Today, his grandchildren live part of the year at Rorycrest and the adjacent Bigsbluff, the home he helped design for his brother, Maurice.
Rorimer’s presence
remains in Cleveland No doubt, Rorimer-Brooks pieces still abound in Cleveland. Most of them are unsigned, and unless a family knows the provenance of a piece, they might not identify it as such. The firm’s detailed and illustrated records were destroyed in 1957 by Irvin and Co., which bought Rorimer-Brooks.
Still, in homes, attics, auction houses and antique stores, Rorimer-Brooks pieces can be found. And they often aren’t prohibitive in price — Christie’s auction house sold a Rorimer-Brooks chinoiserie bedroom set in June for $1,750.

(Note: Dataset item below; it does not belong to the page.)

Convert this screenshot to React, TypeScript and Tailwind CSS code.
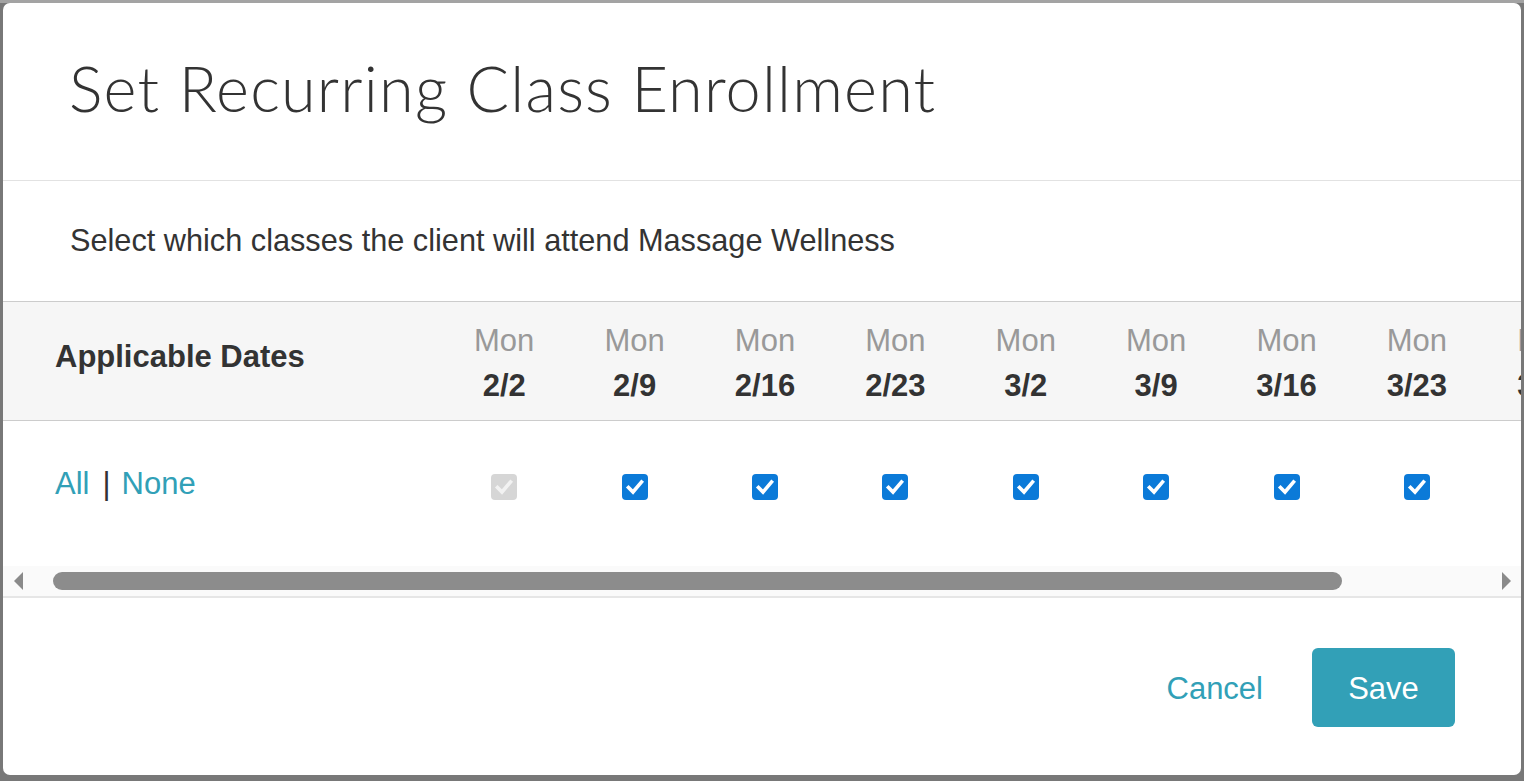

As interior designer Thomas Randleman explains, Rorimer lived and worked at a time when interior decorators, as they were known then, were almost as involved as architects in the creation of a home or building — as Rorimer had worked with Philip Small during the construction of Moreland Courts, for example.
“You’re only as successful as your patronage,” says Randleman, and Rorimer was certainly that. “He was a man who could translate a kind of lifestyle for people.”
And if people weren’t ready for the way the future would look in their homes, he might help them achieve it with a few pieces of furniture or decorative elements.
To really dazzle them? Well, he’d settle for making his statement in a public space like the Silver Grille.
And lucky Clevelanders — even those who weren’t arts patrons — could appreciate that.